Food waste and recycling
According to the Catalan Waste Agency (ARC), we each generate 35 kilos of food waste per year, and in Catalonia, 58% of food waste takes place in homes, 16% in supermarkets, 12% in bars and restaurants, 9% in retail trade, 4% in institutional catering and restaurant services, and just 1% in municipal markets. These figures clearly need to be reduced.
What impact does this amount of wasted food have on the environment?
The 262,471 tonnes of food wasted in 2010 in Catalonia is equivalent to 20% of all of its useful agricultural surface area (Catalan Waste Agency, 2012).
The emissions generated by this wasted food (from production to management) include 520,700 tonnes of CO2, the equivalent of the emissions from around 20,300 cars throughout their useful life (ARC, 2012).
Food production generates ammonia emissions, which affect air quality, and leads to nitrogen leaching, which affects the quality of fresh water (Food System Diagnosis, Climate Plan 2017).
Food waste accounts for between 8% and 10% of greenhouse gas emissions.
Raising awareness of and educating people about this serious problem is the first step towards reducing waste. We need to remember the value of food and realise that leftovers are a resource, not waste. Therefore, separating at the origin and reusing, two of the city of Barcelona’s goals, will directly reduce methane emissions.
Waste occurs in all processes in the food supply chain, from agriculture to consumption. We are all responsible for it.
- Those in the business and social sphere must bear in mind the Law against food waste, which requires restaurants to allow diners to take away in a container any food they do not finish, encourages food businesses to incentivise the sale of products with an upcoming expiry date, states that non-edible leftovers must be used for other purposes, and includes regulations for gleaning.
- In the domestic sphere, we must stay aware of the problem, inform others about it, talk about it, and think about it when shopping and cooking. Writing a shopping list, calculating portions, looking for recipes to reuse leftovers and composting are all excellent ways of avoiding throwing away food.
The best waste is that which isn’t generated in the first place. This is the key principle behind the Zero Waste Strategy, adopted by Barcelona City Council in 2016. By reducing the amount of waste produced, reusing products and recycling waste efficiently, it aims to improve the quality of recycled products and, more specifically, organic matter. With this project, Barcelona is aiming to reach a level of selective collection of close to 60%, in line with the requirements of both the European Union and the Catalonia Waste Management Plan. As at 2020, the city as a whole has a selective waste collection level of around 36%.

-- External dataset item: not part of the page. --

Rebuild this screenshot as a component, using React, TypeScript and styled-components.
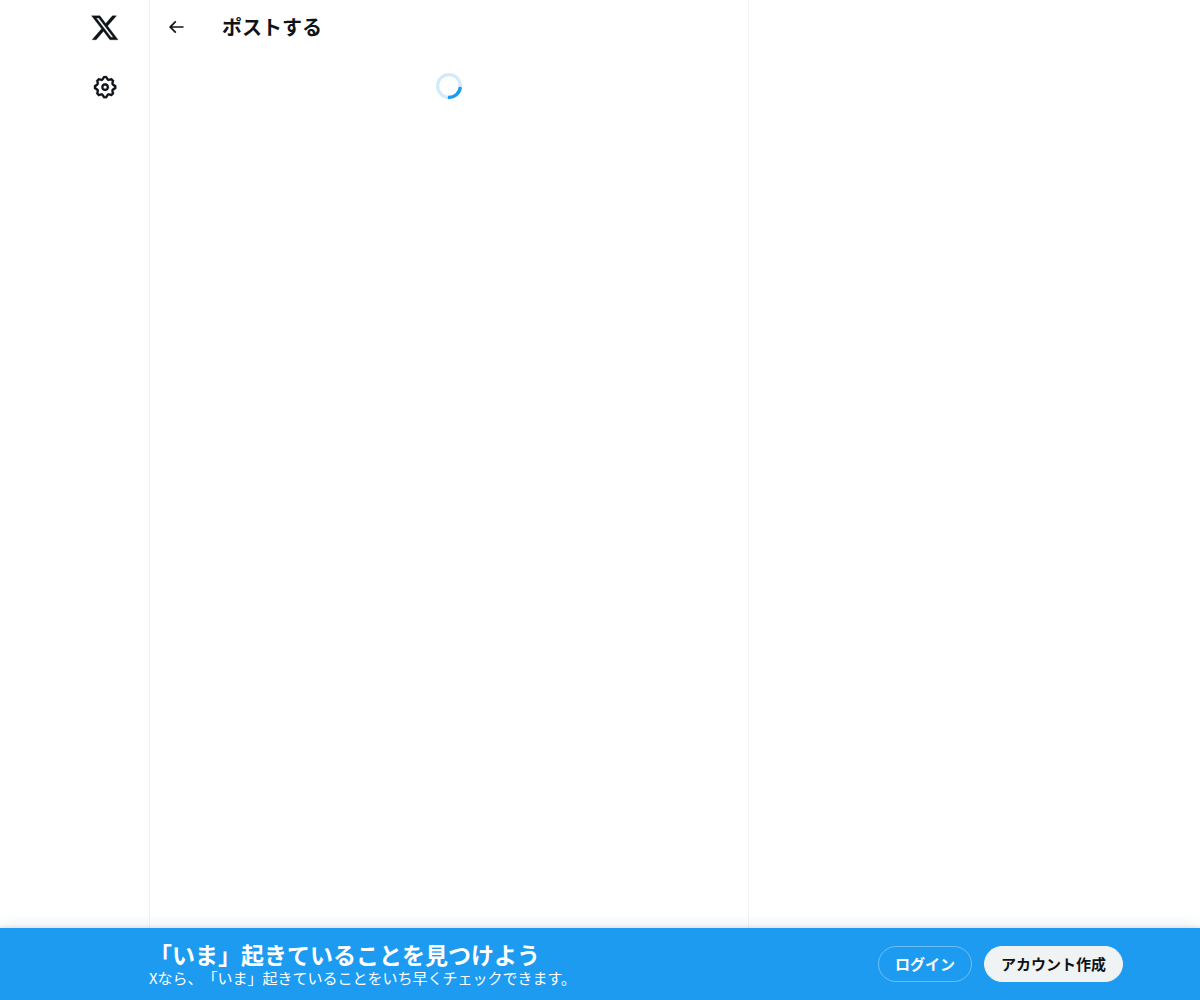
import React from 'react';
import styled, { createGlobalStyle } from 'styled-components';

const Global = createGlobalStyle`
  * { box-sizing: border-box; }
  body { margin: 0; background: #fff; overflow: hidden; color: #0f1419;
    font-family: "Noto Sans CJK JP", sans-serif; text-spacing-trim: space-all; }
`;
const Page = styled.div`display: flex; flex-direction: column; height: 100vh;`;
const Columns = styled.div`display: flex; flex: 1; min-height: 0;`;
const Nav = styled.nav`
  width: 149px; display: flex; flex-direction: column; align-items: flex-end;
  padding: 2px 18px 0 0; gap: 7px;
`;
const NavLink = styled.a`
  width: 52px; height: 52px; display: flex; align-items: center; justify-content: center;
`;
const Icon = styled.svg<{ $size: number; $weight?: number }>`
  width: ${p => p.$size}px; height: ${p => p.$size}px; fill: #0f1419; display: block; flex: none;
  stroke: #0f1419; stroke-width: ${p => p.$weight ?? 0}; stroke-linejoin: round;
`;
const Main = styled.main`
  width: 600px; border: solid #eff3f4; border-width: 0 1px;
  display: flex; flex-direction: column;
`;
const Header = styled.header`height: 53px; display: flex; align-items: center; padding: 0 16px;`;
const Back = styled.div`width: 56px; display: flex;`;
const Title = styled.h1`margin: 0; font-size: 20px; line-height: 24px; font-weight: 700;`;
const Loading = styled.div`display: flex; justify-content: center; padding-top: 20px;`;
const Spinner = styled.svg`width: 26px; height: 26px; fill: none; stroke: #1d9bf0; stroke-width: 4;`;
const Banner = styled.footer`
  height: 72px; background: #1d9bf0; color: #fff; display: flex; align-items: center;
  padding: 0 77px 0 149px; justify-content: space-between; z-index: 1;
  box-shadow: rgba(101,119,134,.2) 0 0 15px, rgba(101,119,134,.15) 0 0 3px 1px;
`;
const Pitch = styled.div`display: flex; flex-direction: column;`;
const Headline = styled.div`font-size: 23px; line-height: 28px; font-weight: 700;`;
const Sub = styled.div`font-size: 15px; line-height: 20px;`;
const Actions = styled.div`display: flex; gap: 12px;`;
const Button = styled.button<{ $filled?: boolean }>`
  height: 36px; padding: 0 16px; border-radius: 18px; font: inherit; font-size: 15px; font-weight: 700;
  line-height: 20px; white-space: nowrap;
  color: ${p => (p.$filled ? '#0f1419' : '#fff')};
  background: ${p => (p.$filled ? '#eff3f4' : 'transparent')};
  border: 1px solid ${p => (p.$filled ? '#eff3f4' : 'rgba(255,255,255,.35)')};
`;

export default function App() {
  return (
    <Page>
      <Global />
      <Columns>
        <Nav>
          <NavLink aria-label="X">
            <Icon $size={29.5} $weight={0.25} viewBox="0 0 24 24"><path d="M18.244 2.25h3.308l-7.227 8.26 8.502 11.24H16.17l-5.214-6.817L4.99 21.75H1.68l7.73-8.835L1.254 2.25H8.08l4.713 6.231zm-1.161 17.52h1.833L7.084 4.126H5.117z" /></Icon>
          </NavLink>
          <NavLink aria-label="設定">
            <Icon $size={26.25} $weight={0.2} viewBox="0 0 24 24"><path d="M10.54 1.75h2.92l1.57 2.36c.11.17.32.25.53.21l2.53-.59 2.17 2.17-.58 2.54c-.05.2.04.41.21.53l2.36 1.57v2.92l-2.36 1.57c-.17.12-.26.33-.21.53l.58 2.54-2.17 2.17-2.53-.59c-.21-.04-.42.04-.53.21l-1.57 2.36h-2.92l-1.58-2.36c-.11-.17-.32-.25-.52-.21l-2.54.59-2.17-2.17.58-2.54c.05-.2-.03-.41-.21-.53l-2.35-1.57v-2.92L4.1 8.97c.18-.12.26-.33.21-.53L3.73 5.9 5.9 3.73l2.54.59c.2.04.41-.04.52-.21l1.58-2.36zm1.07 2l-.98 1.47C10.05 6.08 9 6.5 7.99 6.27l-1.46-.34-.6.6.33 1.46c.24 1.01-.18 2.07-1.05 2.64l-1.46.98v.78l1.46.98c.87.57 1.29 1.63 1.05 2.64l-.33 1.46.6.6 1.46-.34c1.01-.23 2.06.19 2.64 1.05l.98 1.47h.78l.97-1.47c.58-.86 1.63-1.28 2.65-1.05l1.45.34.61-.6-.34-1.46c-.23-1.01.18-2.07 1.05-2.64l1.47-.98v-.78l-1.47-.98c-.87-.57-1.28-1.63-1.05-2.64l.34-1.46-.61-.6-1.45.34c-1.02.23-2.07-.19-2.65-1.05l-.97-1.47h-.78zM12 10.5c-.83 0-1.5.67-1.5 1.5s.67 1.5 1.5 1.5c.83 0 1.5-.67 1.5-1.5s-.67-1.5-1.5-1.5zM8.5 12c0-1.93 1.56-3.5 3.5-3.5 1.93 0 3.5 1.57 3.5 3.5s-1.57 3.5-3.5 3.5c-1.94 0-3.5-1.57-3.5-3.5z" /></Icon>
          </NavLink>
        </Nav>
        <Main>
          <Header>
            <Back><Icon $size={20} viewBox="0 0 24 24"><path d="M7.414 13l5.043 5.04-1.414 1.42L3.586 12l7.457-7.46 1.414 1.42L7.414 11H21v2H7.414z" /></Icon></Back>
            <Title>ポストする</Title>
          </Header>
          <Loading>
            <Spinner viewBox="0 0 32 32">
              <circle cx="16" cy="16" r="14" opacity=".2" />
              <circle cx="16" cy="16" r="14" strokeDasharray="22 66" transform="rotate(5 16 16)" />
            </Spinner>
          </Loading>
        </Main>
      </Columns>
      <Banner>
        <Pitch>
          <Headline>「いま」起きていることを見つけよう</Headline>
          <Sub>Xなら、「いま」起きていることをいち早くチェックできます。</Sub>
        </Pitch>
        <Actions>
          <Button>ログイン</Button>
          <Button $filled>アカウント作成</Button>
        </Actions>
      </Banner>
    </Page>
  );
}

Plastic pollution is a worldwide problem. According to a report published by the NGO WWF, the Mediterranean region is the fourth biggest producer of plastic in the world. In total, it generates some 24 million pieces of plastic waste every year, and the equivalent of 33,800 water bottles are thrown into the sea every minute. Furthermore, the UN has warned that only 9% of the world’s plastic gets recycled. 42% of the plastic produced in the world is related to product packaging, and around half of this is for food.
The figures are alarming, and to reduce them, the public authorities and citizens need to make a joint effort. In November 2019, Barcelona City Council set up the Zero Plastic Forum, made up of private and public stakeholders, designed to create voluntary agreements and implement administrative measures and incentives, with a view to eradicating single-use plastic in the city.
In terms of weight, our everyday waste contains 40% organic matter (food leftovers or plant waste).
Rather than waste, this matter is a valuable resource, as it can be turned into a natural fertiliser, compost, and used in our allotments, gardens and plants.
By composting, we reduce the waste taken to landfill or incinerators, thus reducing the environmental problems associated with this waste treatment. Therefore, composting makes the most of organic matter and brings us closer to a circular economy.
In Barcelona, compost can be made in four different ways
In Barcelona, organic waste is collected in brown containers to make compost and biogas, a source of energy used to produce electricity and heat, in the Zona Franca Ecoparc.
There is also community composting, an alternative for making compost collectively in community and public spaces, thus reducing municipal waste and saving money. To take part, find the closest community composting point to your home, such as the ones in Barceloneta, Sagrada Família, and Vallcarca, as well as some Pla Buits spaces and municipal allotments, among other places. The compost generated is filtered manually and given back to the neighbourhood participants periodically.
Composting at work
You can also set up a compost space in your business, association, school or social organisation. This compost can be used for plants and allotments, thus helping to close the cycle of matter.
Composting at home
f you live in a flat and want to recycle your organic matter, try making compost with worms and read the Urban Composting Manual or the Guide to Making a Home-Made Compost Bin. If you have a garden or a terrace, use it to make compost and find the answers to your questions in the Garden Composting Manual.